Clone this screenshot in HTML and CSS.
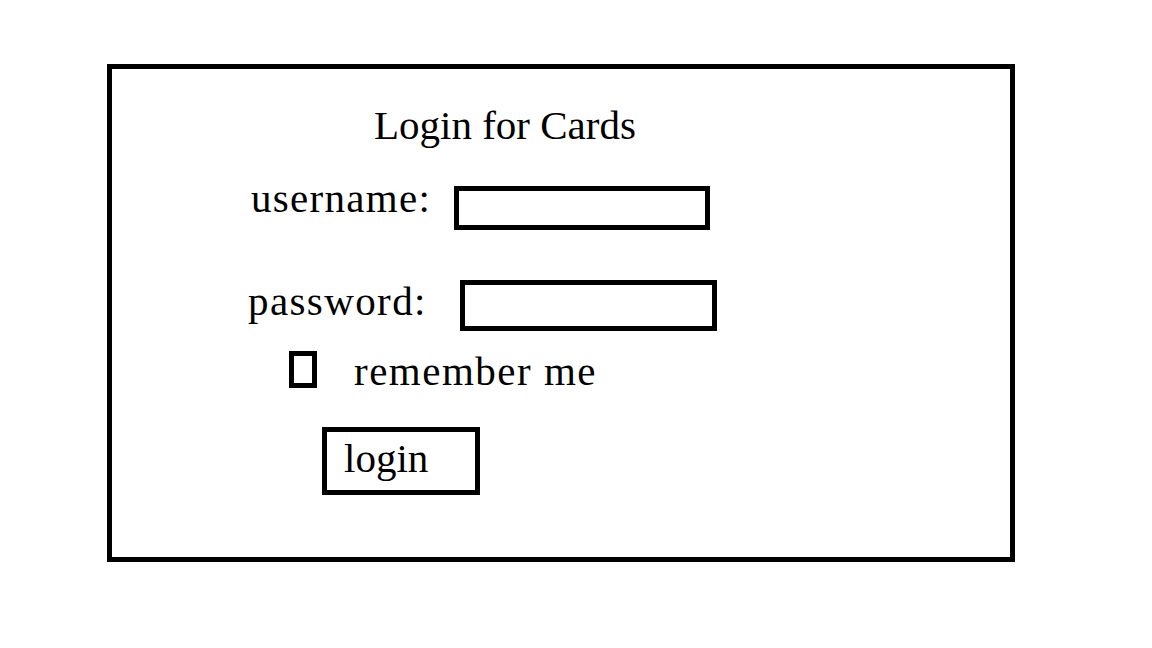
FILE: index.html
```html
<!DOCTYPE html>
<html>
<head>
<meta charset="utf-8">
<title>Login for Cards</title>
<link rel="stylesheet" href="styles.css">
</head>
<body>
<div class="frame">
  <div class="title">Login for Cards</div>
  <div class="row row-user">
    <label class="label label-user" for="u">username:</label>
    <input class="field field-user" id="u" type="text">
  </div>
  <div class="row row-pass">
    <label class="label label-pass" for="p">password:</label>
    <input class="field field-pass" id="p" type="password">
  </div>
  <div class="row row-remember">
    <input class="check" id="r" type="checkbox">
    <label class="label label-remember" for="r">remember me</label>
  </div>
  <div class="row row-login">
    <div class="btn">login</div>
  </div>
</div>
</body>
</html>
```
FILE: styles.css
```css
html, body {
  margin: 0;
  padding: 0;
  background: #ffffff;
}

body {
  font-family: "Liberation Serif", "Times New Roman", serif;
  font-size: 41px;
  line-height: 41px;
  color: #000000;
}

.frame {
  box-sizing: border-box;
  width: 908px;
  height: 498px;
  margin: 64px 0 0 107px;
  border: 5px solid #000;
  padding-top: 36px;
  display: flex;
  flex-direction: column;
  align-items: flex-start;
}

.title {
  margin-left: 262px;
  height: 41px;
}

.row {
  display: flex;
  align-items: flex-start;
}

.label {
  display: block;
  height: 41px;
  padding-top: 2px;
  white-space: nowrap;
}

.row-user {
  margin-top: 30px;
  margin-left: 139px;
}

.label-user {
  width: 203px;
  letter-spacing: 1.3px;
}

.field {
  box-sizing: border-box;
  border: 5px solid #000;
  background: #fff;
  padding: 0;
  margin: 0;
  outline: none;
}

.field-user {
  width: 256px;
  height: 44px;
  margin-top: 10px;
}

.row-pass {
  margin-top: 49px;
  margin-left: 136px;
}

.label-pass {
  width: 212px;
  letter-spacing: 1.4px;
}

.field-pass {
  width: 257px;
  height: 51px;
  margin-top: 1px;
}

.row-remember {
  margin-top: 18px;
  margin-left: 177px;
}

.check {
  appearance: none;
  -webkit-appearance: none;
  box-sizing: border-box;
  width: 28px;
  height: 37px;
  margin: 2px 37px 0 0;
  border: 5px solid #000;
  border-radius: 0;
  background: #fff;
}

.label-remember {
  letter-spacing: 1.5px;
}

.row-login {
  margin-top: 35px;
  margin-left: 210px;
}

.btn {
  box-sizing: border-box;
  width: 158px;
  height: 68px;
  border: 5px solid #000;
  padding: 6px 0 0 17px;
  background: #fff;
}
```
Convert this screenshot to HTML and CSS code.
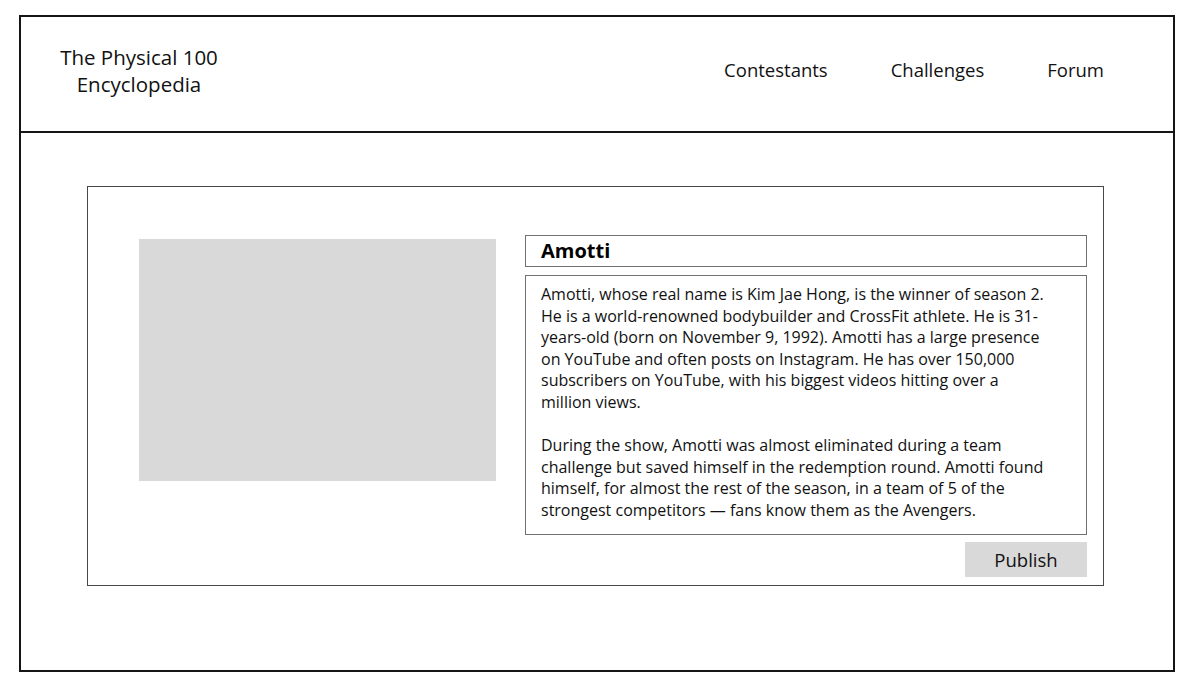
FILE: index.html
```html
<!DOCTYPE html>
<html lang="en">
<head>
<meta charset="utf-8">
<title>The Physical 100 Encyclopedia</title>
<link rel="stylesheet" href="styles.css">
</head>
<body>
<div class="frame">
  <header class="header">
    <div class="title">The Physical 100<br>Encyclopedia</div>
    <nav class="nav">
      <a href="#">Contestants</a>
      <a href="#">Challenges</a>
      <a href="#">Forum</a>
    </nav>
  </header>
  <main class="card">
    <div class="photo"></div>
    <div class="details">
      <div class="name">Amotti</div>
      <div class="desc">
        <p>Amotti, whose real name is Kim Jae Hong, is the winner of season 2. He is a world-renowned bodybuilder and CrossFit athlete. He is 31-years-old (born on November 9, 1992). Amotti has a large presence on YouTube and often posts on Instagram. He has over 150,000 subscribers on YouTube, with his biggest videos hitting over a million views.</p>
        <p>During the show, Amotti was almost eliminated during a team challenge but saved himself in the redemption round. Amotti found himself, for almost the rest of the season, in a team of 5 of the strongest competitors — fans know them as the Avengers.</p>
      </div>
      <button class="publish">Publish</button>
    </div>
  </main>
</div>
</body>
</html>
```
FILE: styles.css
```css
* { box-sizing: border-box; }
html, body { margin: 0; padding: 0; background: #fff; }
body {
  font-family: "Open Sans", "Noto Sans", "Liberation Sans", sans-serif;
  color: #111;
}
.frame {
  margin: 15px 0 0 19px;
  width: 1156px;
  height: 657px;
  border: 2px solid #151515;
}
.header {
  height: 116px;
  border-bottom: 2px solid #151515;
  display: flex;
  align-items: center;
  justify-content: space-between;
  padding: 0 69px 6px 18px;
}
.title {
  width: 200px;
  text-align: center;
  font-size: 20.5px;
  line-height: 27px;
}
.nav {
  display: flex;
  gap: 63px;
  margin-bottom: 4px;
}
.nav a {
  color: #111;
  text-decoration: none;
  font-size: 18.5px;
}
.card {
  margin: 53px 0 0 66px;
  width: 1017px;
  height: 400px;
  border: 1px solid #474747;
  display: grid;
  grid-template-columns: 357px 1fr;
  column-gap: 29px;
  align-items: start;
  padding: 48px 16px 7px 51px;
}
.photo {
  margin-top: 4px;
  height: 242px;
  background: #d9d9d9;
}
.details {
  display: flex;
  flex-direction: column;
}
.name {
  height: 32px;
  border: 1.5px solid #707070;
  padding: 0 15px;
  font-weight: 700;
  font-size: 20px;
  line-height: 30px;
  color: #000;
}
.desc {
  margin-top: 8px;
  height: 260px;
  border: 1.5px solid #707070;
  padding: 8px 38px 0 15px;
  font-size: 16px;
  line-height: 21.6px;
}
.desc p { margin: 0 0 21.6px 0; }
.publish {
  margin-top: 7px;
  align-self: flex-end;
  width: 122px;
  height: 35px;
  border: none;
  background: #d9d9d9;
  font-family: inherit;
  font-size: 18.5px;
  color: #111;
  padding: 0;
}
```
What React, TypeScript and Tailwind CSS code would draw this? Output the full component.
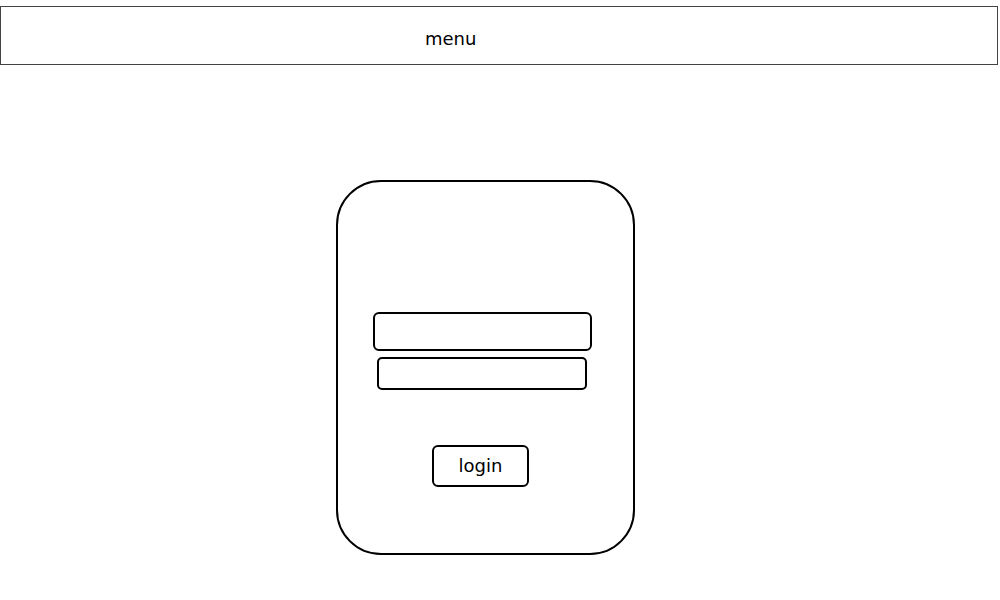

STATED PROBLEM ::
Filter the records down to the lines that contain the string "this", and copy those lines.

RESPONSE ::
Clone this screenshot in HTML and CSS.
Convert this screenshot to HTML and CSS code.
What React, TypeScript and Tailwind CSS code would draw this? Output the full component.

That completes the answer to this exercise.